<<<<
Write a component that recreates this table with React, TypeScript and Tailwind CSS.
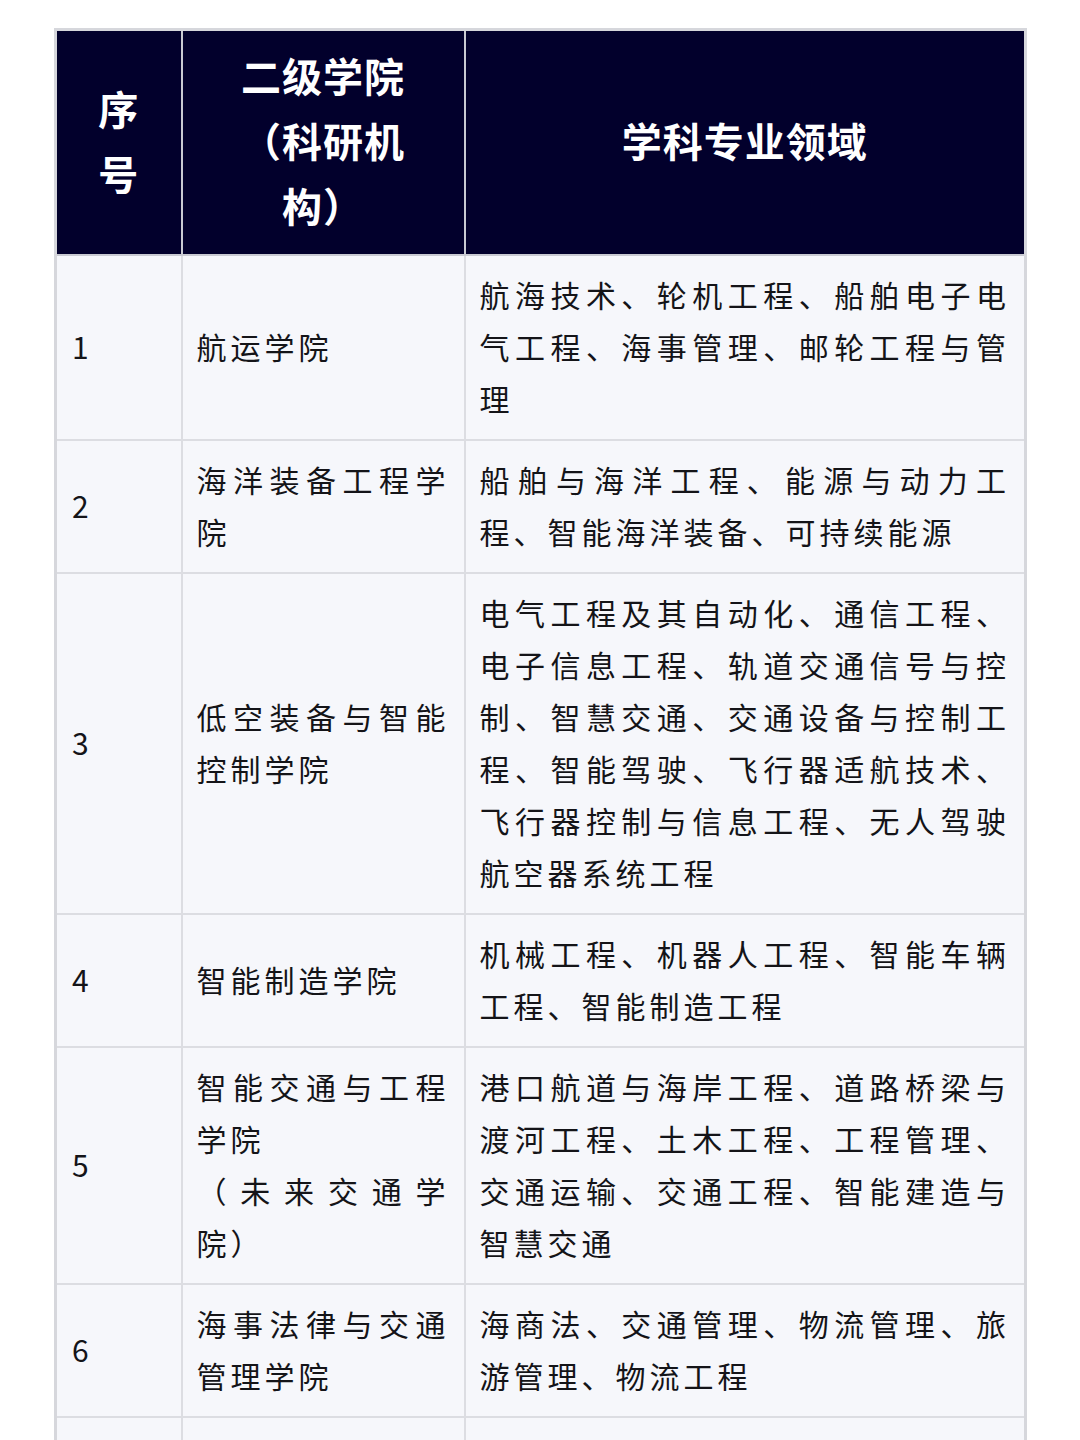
import React from "react";

type Row = { no: string; college: React.ReactNode; fields: string };

const rows: Row[] = [
  {
    no: "1",
    college: "航运学院",
    fields: "航海技术、轮机工程、船舶电子电气工程、海事管理、邮轮工程与管理",
  },
  {
    no: "2",
    college: "海洋装备工程学院",
    fields: "船舶与海洋工程、能源与动力工程、智能海洋装备、可持续能源",
  },
  {
    no: "3",
    college: "低空装备与智能控制学院",
    fields:
      "电气工程及其自动化、通信工程、电子信息工程、轨道交通信号与控制、智慧交通、交通设备与控制工程、智能驾驶、飞行器适航技术、飞行器控制与信息工程、无人驾驶航空器系统工程",
  },
  {
    no: "4",
    college: "智能制造学院",
    fields: "机械工程、机器人工程、智能车辆工程、智能制造工程",
  },
  {
    no: "5",
    college: (
      <>
        智能交通与工程学院
        <br />
        （未来交通学院）
      </>
    ),
    fields:
      "港口航道与海岸工程、道路桥梁与渡河工程、土木工程、工程管理、交通运输、交通工程、智能建造与智慧交通",
  },
  {
    no: "6",
    college: "海事法律与交通管理学院",
    fields: "海商法、交通管理、物流管理、旅游管理、物流工程",
  },
];

const font = { fontFamily: '"Noto Sans CJK SC", "Noto Sans", sans-serif' };

export default function App() {
  return (
    <div className="h-[1440px] bg-white pt-[28px] overflow-hidden" style={font}>
      <table className="ml-[54px] w-[973px] table-fixed border-collapse border-[3px] border-[#d6d7dc]">
        <colgroup>
          <col className="w-[126px]" />
          <col className="w-[283px]" />
          <col />
        </colgroup>
        <thead>
          <tr className="bg-[#02002c] text-white">
            <th className="border-2 border-[#c9cad2] px-[24px] pt-[12px] pb-[16px] text-[40px] leading-[65px] font-bold tracking-[1px] text-center align-middle">
              序号
            </th>
            <th className="border-2 border-[#c9cad2] px-[48px] pt-[12px] pb-[16px] text-[40px] leading-[65px] font-bold tracking-[1px] text-center align-middle">
              二级学院（科研机构）
            </th>
            <th className="border-2 border-[#c9cad2] px-[24px] pt-[12px] pb-[16px] text-[40px] leading-[65px] font-bold tracking-[1px] text-center align-middle">
              学科专业领域
            </th>
          </tr>
        </thead>
        <tbody className="bg-[#f6f7fb] text-[#141418] text-[30px] leading-[52px]">
          {rows.map((r) => (
            <tr key={r.no}>
              <td className="border-2 border-[#dcdde2] px-[15px] pt-[12px] pb-[15px] align-middle">{r.no}</td>
              <td className="border-2 border-[#dcdde2] px-[14px] pt-[12px] pb-[15px] align-middle text-justify tracking-[4px]">
                {r.college}
              </td>
              <td className="border-2 border-[#dcdde2] px-[14px] pt-[12px] pb-[15px] align-middle text-justify tracking-[4px]">
                {r.fields}
              </td>
            </tr>
          ))}
          <tr>
            <td className="border-2 border-[#dcdde2] h-[132px]"></td>
            <td className="border-2 border-[#dcdde2]"></td>
            <td className="border-2 border-[#dcdde2]"></td>
          </tr>
        </tbody>
      </table>
    </div>
  );
}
>>>>
Pictures in the data above should not be copied; transcribe everything else exactly.

Write a component that recreates this table with React, TypeScript and Tailwind CSS.
import React from "react";

type Row = { no: string; college: React.ReactNode; fields: string };

const rows: Row[] = [
  {
    no: "1",
    college: "航运学院",
    fields: "航海技术、轮机工程、船舶电子电气工程、海事管理、邮轮工程与管理",
  },
  {
    no: "2",
    college: "海洋装备工程学院",
    fields: "船舶与海洋工程、能源与动力工程、智能海洋装备、可持续能源",
  },
  {
    no: "3",
    college: "低空装备与智能控制学院",
    fields:
      "电气工程及其自动化、通信工程、电子信息工程、轨道交通信号与控制、智慧交通、交通设备与控制工程、智能驾驶、飞行器适航技术、飞行器控制与信息工程、无人驾驶航空器系统工程",
  },
  {
    no: "4",
    college: "智能制造学院",
    fields: "机械工程、机器人工程、智能车辆工程、智能制造工程",
  },
  {
    no: "5",
    college: (
      <>
        智能交通与工程学院
        <br />
        （未来交通学院）
      </>
    ),
    fields:
      "港口航道与海岸工程、道路桥梁与渡河工程、土木工程、工程管理、交通运输、交通工程、智能建造与智慧交通",
  },
  {
    no: "6",
    college: "海事法律与交通管理学院",
    fields: "海商法、交通管理、物流管理、旅游管理、物流工程",
  },
];

const font = { fontFamily: '"Noto Sans CJK SC", "Noto Sans", sans-serif' };

export default function App() {
  return (
    <div className="h-[1440px] bg-white pt-[28px] overflow-hidden" style={font}>
      <table className="ml-[54px] w-[973px] table-fixed border-collapse border-[3px] border-[#d6d7dc]">
        <colgroup>
          <col className="w-[126px]" />
          <col className="w-[283px]" />
          <col />
        </colgroup>
        <thead>
          <tr className="bg-[#02002c] text-white">
            <th className="border-2 border-[#c9cad2] px-[24px] pt-[12px] pb-[16px] text-[40px] leading-[65px] font-bold tracking-[1px] text-center align-middle">
              序号
            </th>
            <th className="border-2 border-[#c9cad2] px-[48px] pt-[12px] pb-[16px] text-[40px] leading-[65px] font-bold tracking-[1px] text-center align-middle">
              二级学院（科研机构）
            </th>
            <th className="border-2 border-[#c9cad2] px-[24px] pt-[12px] pb-[16px] text-[40px] leading-[65px] font-bold tracking-[1px] text-center align-middle">
              学科专业领域
            </th>
          </tr>
        </thead>
        <tbody className="bg-[#f6f7fb] text-[#141418] text-[30px] leading-[52px]">
          {rows.map((r) => (
            <tr key={r.no}>
              <td className="border-2 border-[#dcdde2] px-[15px] pt-[12px] pb-[15px] align-middle">{r.no}</td>
              <td className="border-2 border-[#dcdde2] px-[14px] pt-[12px] pb-[15px] align-middle text-justify tracking-[4px]">
                {r.college}
              </td>
              <td className="border-2 border-[#dcdde2] px-[14px] pt-[12px] pb-[15px] align-middle text-justify tracking-[4px]">
                {r.fields}
              </td>
            </tr>
          ))}
          <tr>
            <td className="border-2 border-[#dcdde2] h-[132px]"></td>
            <td className="border-2 border-[#dcdde2]"></td>
            <td className="border-2 border-[#dcdde2]"></td>
          </tr>
        </tbody>
      </table>
    </div>
  );
}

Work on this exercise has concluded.